Raw data ->

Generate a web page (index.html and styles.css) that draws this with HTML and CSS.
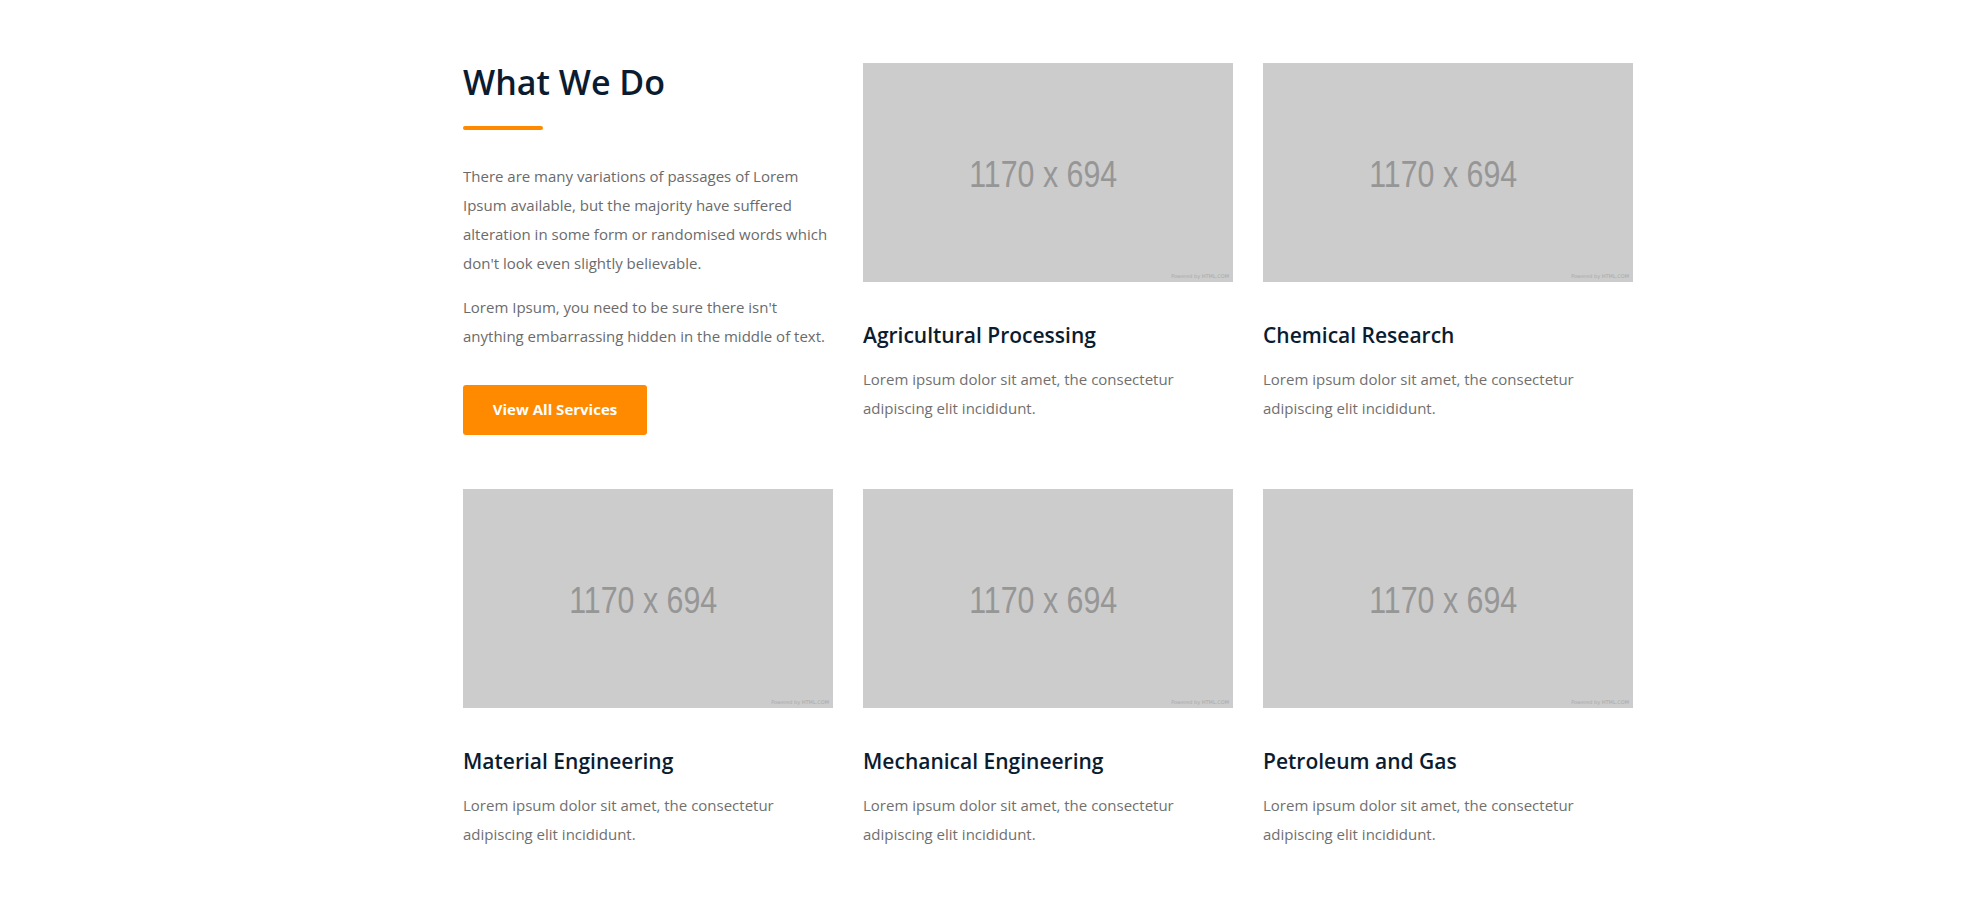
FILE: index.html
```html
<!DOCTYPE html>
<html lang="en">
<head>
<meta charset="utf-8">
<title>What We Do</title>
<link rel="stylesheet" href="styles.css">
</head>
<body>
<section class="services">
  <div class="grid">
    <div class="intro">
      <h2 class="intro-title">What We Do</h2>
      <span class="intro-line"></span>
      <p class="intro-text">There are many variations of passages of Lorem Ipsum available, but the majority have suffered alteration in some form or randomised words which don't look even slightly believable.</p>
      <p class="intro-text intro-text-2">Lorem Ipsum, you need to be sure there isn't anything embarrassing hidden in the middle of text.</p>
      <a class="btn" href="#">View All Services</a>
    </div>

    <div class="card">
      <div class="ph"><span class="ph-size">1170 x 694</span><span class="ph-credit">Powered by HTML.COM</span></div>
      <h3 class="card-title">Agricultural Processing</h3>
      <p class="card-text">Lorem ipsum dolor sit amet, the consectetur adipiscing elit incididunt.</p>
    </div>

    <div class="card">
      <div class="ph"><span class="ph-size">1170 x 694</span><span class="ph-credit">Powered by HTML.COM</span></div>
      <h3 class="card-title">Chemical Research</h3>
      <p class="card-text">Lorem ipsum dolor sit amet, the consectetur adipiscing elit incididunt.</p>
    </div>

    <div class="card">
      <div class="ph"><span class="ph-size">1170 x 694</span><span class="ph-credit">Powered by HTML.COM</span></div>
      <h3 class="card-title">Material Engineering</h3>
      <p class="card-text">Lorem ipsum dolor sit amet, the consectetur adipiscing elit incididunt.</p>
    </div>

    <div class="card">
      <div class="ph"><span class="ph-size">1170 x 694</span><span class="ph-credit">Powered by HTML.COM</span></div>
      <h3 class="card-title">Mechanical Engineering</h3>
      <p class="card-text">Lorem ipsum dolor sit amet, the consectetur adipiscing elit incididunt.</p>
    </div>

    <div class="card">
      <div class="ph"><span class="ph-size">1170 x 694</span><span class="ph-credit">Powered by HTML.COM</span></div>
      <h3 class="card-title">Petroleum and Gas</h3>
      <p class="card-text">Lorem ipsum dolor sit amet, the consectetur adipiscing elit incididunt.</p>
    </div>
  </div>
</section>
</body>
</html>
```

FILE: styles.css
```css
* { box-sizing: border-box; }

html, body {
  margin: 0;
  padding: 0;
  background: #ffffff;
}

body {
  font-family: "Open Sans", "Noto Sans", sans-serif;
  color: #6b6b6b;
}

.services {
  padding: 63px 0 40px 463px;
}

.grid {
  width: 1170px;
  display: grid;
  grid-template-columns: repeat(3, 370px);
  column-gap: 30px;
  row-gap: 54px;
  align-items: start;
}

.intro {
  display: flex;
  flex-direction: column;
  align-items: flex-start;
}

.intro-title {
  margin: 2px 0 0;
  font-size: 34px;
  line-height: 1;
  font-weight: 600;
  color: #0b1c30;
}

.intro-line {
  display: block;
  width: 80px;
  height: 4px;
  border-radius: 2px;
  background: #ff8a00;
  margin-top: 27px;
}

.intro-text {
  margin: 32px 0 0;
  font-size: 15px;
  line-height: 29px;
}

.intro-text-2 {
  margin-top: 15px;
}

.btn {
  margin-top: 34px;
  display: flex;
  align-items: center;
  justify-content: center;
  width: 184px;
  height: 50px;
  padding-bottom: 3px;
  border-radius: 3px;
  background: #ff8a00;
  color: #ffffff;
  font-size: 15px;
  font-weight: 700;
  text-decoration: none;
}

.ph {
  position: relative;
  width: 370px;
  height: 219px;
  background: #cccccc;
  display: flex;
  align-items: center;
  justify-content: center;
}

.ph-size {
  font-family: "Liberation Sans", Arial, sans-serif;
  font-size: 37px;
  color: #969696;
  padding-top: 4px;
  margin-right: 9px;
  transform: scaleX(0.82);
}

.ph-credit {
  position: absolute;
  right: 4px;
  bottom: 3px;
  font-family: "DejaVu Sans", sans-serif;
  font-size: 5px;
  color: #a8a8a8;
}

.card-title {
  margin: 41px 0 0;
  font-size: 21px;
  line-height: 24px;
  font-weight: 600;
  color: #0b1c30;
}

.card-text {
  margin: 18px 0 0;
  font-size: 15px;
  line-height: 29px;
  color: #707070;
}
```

Task details -> Please write out all the data again word for word, but not the pictures.

Correct answer ->
Generate a web page (index.html and styles.css) that draws this with HTML and CSS.
FILE: index.html
```html
<!DOCTYPE html>
<html lang="en">
<head>
<meta charset="utf-8">
<title>What We Do</title>
<link rel="stylesheet" href="styles.css">
</head>
<body>
<section class="services">
  <div class="grid">
    <div class="intro">
      <h2 class="intro-title">What We Do</h2>
      <span class="intro-line"></span>
      <p class="intro-text">There are many variations of passages of Lorem Ipsum available, but the majority have suffered alteration in some form or randomised words which don't look even slightly believable.</p>
      <p class="intro-text intro-text-2">Lorem Ipsum, you need to be sure there isn't anything embarrassing hidden in the middle of text.</p>
      <a class="btn" href="#">View All Services</a>
    </div>

    <div class="card">
      <div class="ph"><span class="ph-size">1170 x 694</span><span class="ph-credit">Powered by HTML.COM</span></div>
      <h3 class="card-title">Agricultural Processing</h3>
      <p class="card-text">Lorem ipsum dolor sit amet, the consectetur adipiscing elit incididunt.</p>
    </div>

    <div class="card">
      <div class="ph"><span class="ph-size">1170 x 694</span><span class="ph-credit">Powered by HTML.COM</span></div>
      <h3 class="card-title">Chemical Research</h3>
      <p class="card-text">Lorem ipsum dolor sit amet, the consectetur adipiscing elit incididunt.</p>
    </div>

    <div class="card">
      <div class="ph"><span class="ph-size">1170 x 694</span><span class="ph-credit">Powered by HTML.COM</span></div>
      <h3 class="card-title">Material Engineering</h3>
      <p class="card-text">Lorem ipsum dolor sit amet, the consectetur adipiscing elit incididunt.</p>
    </div>

    <div class="card">
      <div class="ph"><span class="ph-size">1170 x 694</span><span class="ph-credit">Powered by HTML.COM</span></div>
      <h3 class="card-title">Mechanical Engineering</h3>
      <p class="card-text">Lorem ipsum dolor sit amet, the consectetur adipiscing elit incididunt.</p>
    </div>

    <div class="card">
      <div class="ph"><span class="ph-size">1170 x 694</span><span class="ph-credit">Powered by HTML.COM</span></div>
      <h3 class="card-title">Petroleum and Gas</h3>
      <p class="card-text">Lorem ipsum dolor sit amet, the consectetur adipiscing elit incididunt.</p>
    </div>
  </div>
</section>
</body>
</html>
```

FILE: styles.css
```css
* { box-sizing: border-box; }

html, body {
  margin: 0;
  padding: 0;
  background: #ffffff;
}

body {
  font-family: "Open Sans", "Noto Sans", sans-serif;
  color: #6b6b6b;
}

.services {
  padding: 63px 0 40px 463px;
}

.grid {
  width: 1170px;
  display: grid;
  grid-template-columns: repeat(3, 370px);
  column-gap: 30px;
  row-gap: 54px;
  align-items: start;
}

.intro {
  display: flex;
  flex-direction: column;
  align-items: flex-start;
}

.intro-title {
  margin: 2px 0 0;
  font-size: 34px;
  line-height: 1;
  font-weight: 600;
  color: #0b1c30;
}

.intro-line {
  display: block;
  width: 80px;
  height: 4px;
  border-radius: 2px;
  background: #ff8a00;
  margin-top: 27px;
}

.intro-text {
  margin: 32px 0 0;
  font-size: 15px;
  line-height: 29px;
}

.intro-text-2 {
  margin-top: 15px;
}

.btn {
  margin-top: 34px;
  display: flex;
  align-items: center;
  justify-content: center;
  width: 184px;
  height: 50px;
  padding-bottom: 3px;
  border-radius: 3px;
  background: #ff8a00;
  color: #ffffff;
  font-size: 15px;
  font-weight: 700;
  text-decoration: none;
}

.ph {
  position: relative;
  width: 370px;
  height: 219px;
  background: #cccccc;
  display: flex;
  align-items: center;
  justify-content: center;
}

.ph-size {
  font-family: "Liberation Sans", Arial, sans-serif;
  font-size: 37px;
  color: #969696;
  padding-top: 4px;
  margin-right: 9px;
  transform: scaleX(0.82);
}

.ph-credit {
  position: absolute;
  right: 4px;
  bottom: 3px;
  font-family: "DejaVu Sans", sans-serif;
  font-size: 5px;
  color: #a8a8a8;
}

.card-title {
  margin: 41px 0 0;
  font-size: 21px;
  line-height: 24px;
  font-weight: 600;
  color: #0b1c30;
}

.card-text {
  margin: 18px 0 0;
  font-size: 15px;
  line-height: 29px;
  color: #707070;
}
```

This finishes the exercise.